OTOH, it can reach noise levels otherwise unattainable to
room-temperature circuitry.

I assume in this case you mean:

(1)
Connect two amplifiers to the signal.

(2)
Multiply the outputs of said amplifiers.

(3)
Average the product and then SQRT() to get RMS.


This works ok but it does require longish averaging times if you want to
do a lot better than the amplifiers do on their own.

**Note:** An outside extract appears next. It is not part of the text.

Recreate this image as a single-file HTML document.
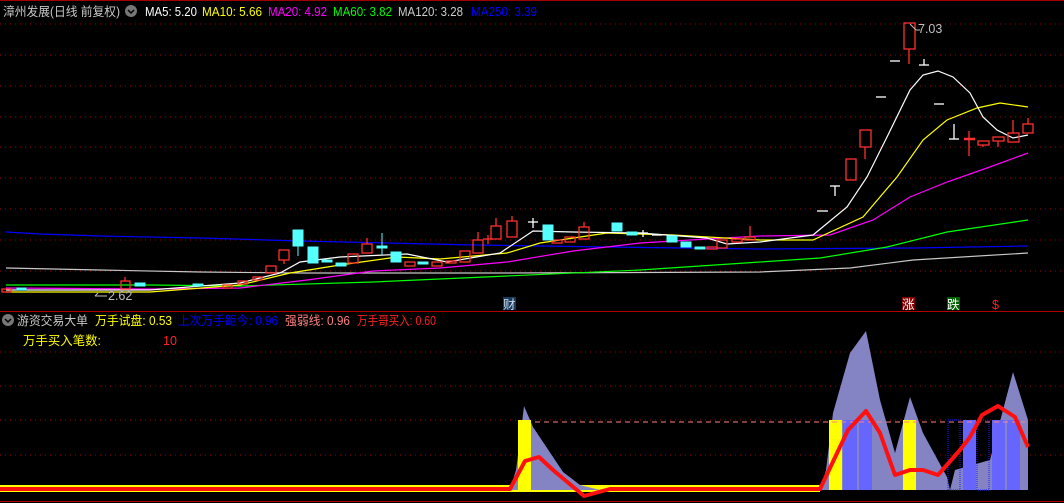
<!DOCTYPE html>
<html><head><meta charset="utf-8"><style>
html,body{margin:0;padding:0;background:#000;overflow:hidden}
svg{display:block}
text{font-family:"Liberation Sans","Noto Sans CJK SC",sans-serif;font-size:12.5px}
</style></head><body>
<svg width="1064" height="503" viewBox="0 0 1064 503" xmlns="http://www.w3.org/2000/svg">
<rect width="1064" height="503" fill="#000"/>
<line x1="0" y1="0.5" x2="1064" y2="0.5" stroke="#a00000"/>
<g stroke="#a00000" stroke-dasharray="1,4">
<line x1="0" y1="24" x2="1064" y2="24"/><line x1="0" y1="55" x2="1064" y2="55"/><line x1="0" y1="86" x2="1064" y2="86"/>
<line x1="0" y1="117" x2="1064" y2="117"/><line x1="0" y1="147" x2="1064" y2="147"/><line x1="0" y1="178" x2="1064" y2="178"/>
<line x1="0" y1="209" x2="1064" y2="209"/><line x1="0" y1="240" x2="1064" y2="240"/><line x1="0" y1="271" x2="1064" y2="271"/>
<line x1="0" y1="352" x2="1064" y2="352"/><line x1="0" y1="386" x2="1064" y2="386"/><line x1="0" y1="420" x2="1064" y2="420"/><line x1="0" y1="455" x2="1064" y2="455"/>
</g>
<line x1="0" y1="311.5" x2="1064" y2="311.5" stroke="#b00000"/>
<line x1="0" y1="501.5" x2="1064" y2="501.5" stroke="#b00000"/>
<text x="3" y="16" fill="#c8c8c8" textLength="117" lengthAdjust="spacingAndGlyphs">漳州发展(日线 前复权)</text>
<circle cx="131" cy="11" r="6" fill="#777"/><path d="M128 10 l3 3 l3 -3" stroke="#000" fill="none" stroke-width="1.5"/>
<text x="145" y="16" fill="#fff" textLength="52" lengthAdjust="spacingAndGlyphs">MA5: 5.20</text>
<text x="202" y="16" fill="#ff0" textLength="60" lengthAdjust="spacingAndGlyphs">MA10: 5.66</text>
<text x="268" y="16" fill="#f0f" textLength="59" lengthAdjust="spacingAndGlyphs">MA20: 4.92</text>
<text x="333" y="16" fill="#0f0" textLength="59" lengthAdjust="spacingAndGlyphs">MA60: 3.82</text>
<text x="398" y="16" fill="#ccc" textLength="65" lengthAdjust="spacingAndGlyphs">MA120: 3.28</text>
<text x="471" y="16" fill="#00f" textLength="66" lengthAdjust="spacingAndGlyphs">MA250: 3.39</text>
<g fill="none" stroke-width="1.2">
<polyline stroke="#0000ff" points="6,232 40,234 100,236 200,238 300,241 388,243 473,245 607,247 760,249 913,248 1028,246"/>
<polyline stroke="#c8c8c8" points="6,268 100,270 200,272 300,273 500,273 760,272 850,268 913,260 1028,253"/>
<polyline stroke="#00ff00" points="6,285 150,285 240,286 373,282 507,276 640,270 760,262 820,258 887,247 947,232 1028,220"/>
<polyline stroke="#ff00ff" points="6,288 150,289 240,288 307,280 373,271 440,268 507,262 573,251 640,243 707,239 760,236 830,235 873,220 910,197 947,182 987,168 1028,153"/>
<polyline stroke="#ffff00" points="6,292 150,292 240,285 290,273 340,265 397,257 440,259 507,253 540,243 607,233 673,235 760,240 813,240 863,217 897,177 923,140 947,120 977,108 1000,103 1028,107"/>
<polyline stroke="#ffffff" points="6,290 150,290 240,283 280,273 300,262 340,257 407,254 447,262 500,253 533,231 573,232 640,233 707,238 727,244 760,242 813,235 847,207 867,177 887,137 910,90 923,75 938,71 953,77 970,93 983,117 997,130 1013,138 1028,135"/>
</g>
<g stroke="#ff3030" fill="none" stroke-width="1.3">
<rect x="2" y="289" width="9" height="3"/><rect x="121" y="281" width="9" height="8"/><line x1="125" y1="277" x2="125" y2="281"/>
<rect x="223" y="285" width="9" height="3"/><rect x="238" y="281" width="9" height="3"/><rect x="253" y="277" width="9" height="3"/>
<rect x="266" y="266" width="10" height="7"/><rect x="279" y="250" width="10" height="10"/><line x1="284" y1="260" x2="284" y2="264"/>
<rect x="348" y="254" width="10" height="9"/><rect x="362" y="244" width="10" height="9"/><line x1="367" y1="238" x2="367" y2="244"/>
<rect x="405" y="262" width="10" height="4"/><rect x="432" y="262" width="10" height="4"/><rect x="446" y="261" width="10" height="2"/>
<rect x="460" y="251" width="10" height="11"/><rect x="473" y="240" width="10" height="13"/><line x1="478" y1="232" x2="478" y2="240"/>
<line x1="483" y1="239" x2="493" y2="239"/><line x1="488" y1="235" x2="488" y2="244"/>
<rect x="491" y="226" width="10" height="13"/><line x1="496" y1="218" x2="496" y2="226"/>
<rect x="507" y="221" width="10" height="16"/><line x1="512" y1="216" x2="512" y2="221"/>
<rect x="552" y="240" width="10" height="3"/><rect x="565" y="237" width="10" height="5"/><rect x="579" y="227" width="10" height="12"/><line x1="584" y1="222" x2="584" y2="227"/>
<rect x="707" y="247" width="10" height="2"/><rect x="717" y="240" width="10" height="8"/><rect x="732" y="239" width="10" height="3"/>
<rect x="745" y="237" width="10" height="3"/><line x1="750" y1="226" x2="750" y2="237"/>
<rect x="846" y="159" width="10" height="21"/><rect x="860" y="130" width="11" height="17"/><line x1="865" y1="147" x2="865" y2="159"/>
<rect x="904" y="23" width="11" height="26"/><line x1="909" y1="49" x2="909" y2="64"/>
<line x1="964" y1="139" x2="975" y2="139" stroke-width="2.5"/><line x1="969" y1="131" x2="969" y2="156"/>
<rect x="978" y="141" width="11" height="4"/><line x1="983" y1="145" x2="983" y2="147"/>
<rect x="993" y="137" width="11" height="4"/><line x1="998" y1="141" x2="998" y2="147"/>
<rect x="1008" y="133" width="11" height="9"/><line x1="1013" y1="120" x2="1013" y2="133"/>
<rect x="1023" y="124" width="10" height="9"/><line x1="1028" y1="118" x2="1028" y2="124"/>
</g>
<g fill="#55ffff" stroke="#55ffff">
<rect x="17" y="288" width="9" height="2"/><rect x="135" y="283" width="10" height="3"/><rect x="193" y="284" width="10" height="2"/>
<rect x="293" y="230" width="10" height="16"/><line x1="298" y1="246" x2="298" y2="256"/>
<rect x="308" y="247" width="10" height="16"/><rect x="322" y="260" width="10" height="2"/><rect x="336" y="263" width="10" height="3"/>
<rect x="377" y="246" width="10" height="2"/><line x1="382" y1="233" x2="382" y2="255"/>
<rect x="391" y="252" width="10" height="10"/><rect x="418" y="262" width="10" height="2"/>
<rect x="543" y="225" width="10" height="15"/><rect x="612" y="223" width="10" height="8"/><rect x="627" y="232" width="10" height="3"/>
<rect x="667" y="236" width="10" height="6"/><rect x="681" y="242" width="10" height="5"/><rect x="695" y="247" width="10" height="2"/>
</g>
<g stroke="#fff" fill="none" stroke-width="1.3">
<line x1="528" y1="222" x2="538" y2="222"/><line x1="533" y1="218" x2="533" y2="228"/>
<line x1="638" y1="233" x2="648" y2="233"/><line x1="643" y1="230" x2="643" y2="237"/>
<line x1="652" y1="235" x2="662" y2="235"/>
<line x1="817" y1="211" x2="828" y2="211"/>
<line x1="830" y1="186" x2="840" y2="186"/><line x1="835" y1="186" x2="835" y2="196"/>
<line x1="876" y1="97" x2="886" y2="97"/><line x1="890" y1="61" x2="900" y2="61"/>
<line x1="919" y1="65" x2="929" y2="65"/><line x1="924" y1="59" x2="924" y2="65"/>
<line x1="934" y1="104" x2="944" y2="104"/>
<line x1="949" y1="139" x2="959" y2="139"/><line x1="954" y1="124" x2="954" y2="139"/>
</g>
<text x="918" y="33" fill="#c0c0c0">7.03</text><path d="M910 24 l6 6 h4" stroke="#c0c0c0" fill="none"/>
<text x="108" y="300" fill="#c0c0c0">2.62</text><path d="M95 296 h12 M95 296 l3 -3" stroke="#c0c0c0" fill="none"/>
<rect x="503" y="297" width="13" height="13" fill="#1a3a5a"/><text x="503" y="309" fill="#cde">财</text>
<rect x="902" y="297" width="13" height="13" fill="#800000"/><text x="902" y="309" fill="#fff">涨</text>
<rect x="947" y="297" width="13" height="13" fill="#006000"/><text x="947" y="309" fill="#fff">跌</text>
<text x="992" y="309" fill="#ff2020">$</text>
<circle cx="8" cy="320" r="6" fill="#777"/><path d="M5 319 l3 3 l3 -3" stroke="#000" fill="none" stroke-width="1.5"/>
<text x="17" y="325" fill="#c8c8c8" textLength="71" lengthAdjust="spacingAndGlyphs">游资交易大单</text>
<text x="95" y="325" fill="#ff0" textLength="77" lengthAdjust="spacingAndGlyphs">万手试盘: 0.53</text>
<text x="178" y="325" fill="#0000ff" textLength="100" lengthAdjust="spacingAndGlyphs">上次万手距今: 0.96</text>
<text x="285" y="325" fill="#ff8080" textLength="65" lengthAdjust="spacingAndGlyphs">强弱线: 0.96</text>
<text x="357" y="325" fill="#ff2020" textLength="79" lengthAdjust="spacingAndGlyphs">万手哥买入: 0.60</text>
<text x="23" y="345" fill="#ff0" textLength="78" lengthAdjust="spacingAndGlyphs">万手买入笔数:</text>
<text x="163" y="345" fill="#ff2020">10</text>
<rect x="0" y="485" width="820" height="7" fill="#ff0"/>
<polygon fill="#8484c4" points="510,490 516,470 520,440 524,406 533,427 547,448 563,472 580,485 600,490"/>
<polygon fill="#8484c4" points="820,490 826,470 833,413 850,353 866,331 880,400 895,453 910,397 923,433 947,477 950,490 955,470 990,460 1003,410 1013,372 1028,420 1028,490"/>
<g fill="#6666ff">
<rect x="843" y="420" width="14" height="70"/><rect x="859" y="420" width="13" height="70"/>
<rect x="963" y="420" width="13" height="70"/><rect x="992" y="420" width="13" height="70"/><rect x="1007" y="420" width="13" height="70"/>
</g>
<g fill="none" stroke="#2020ff" stroke-dasharray="1,1">
<rect x="948" y="420" width="12" height="70"/><rect x="977" y="420" width="12" height="70"/>
</g>
<g fill="#ff0">
<rect x="518" y="420" width="13" height="70"/><rect x="829" y="420" width="13" height="70"/><rect x="903" y="420" width="13" height="70"/>
</g>
<line x1="535" y1="422" x2="1025" y2="422" stroke="#ff8080" stroke-dasharray="5,4"/>
<polyline fill="none" stroke="#ff1010" stroke-width="4" stroke-linejoin="round" points="0,489 510,489 525,461 539,457 553,470 584,496 610,489 820,489 848,430 866,411 880,433 895,475 910,470 923,470 938,475 960,450 970,437 982,415 998,406 1015,417 1028,447"/>
</svg>
</body></html>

If you run each amplifier into an ADC and do a bit of math with them, You
can make a bandwidth filtered measurement to get the noise within some
band.

BTW: I've used this with an averaging time equal to one weekend.
 
M

Mark

Jan 1, 1970
0
going back to a higher level approach to the problem,,,,

if it is so hard to make this measurment, how is it that the
application circuit (that is being powered by this power supply) is
able to detect this noise so readily?

Mark
 
F

Fred Bartoli

Jan 1, 1970
0
Mark said:
going back to a higher level approach to the problem,,,,

if it is so hard to make this measurment, how is it that the
application circuit (that is being powered by this power supply) is
able to detect this noise so readily?

Eye seeing an whole region averages a lot of pixels + "contrast zooming" and
some other "small" things.

Having seen it, I can tell you it's absolutly obvious, even to the not
trained eyes, which are certainly not the final users.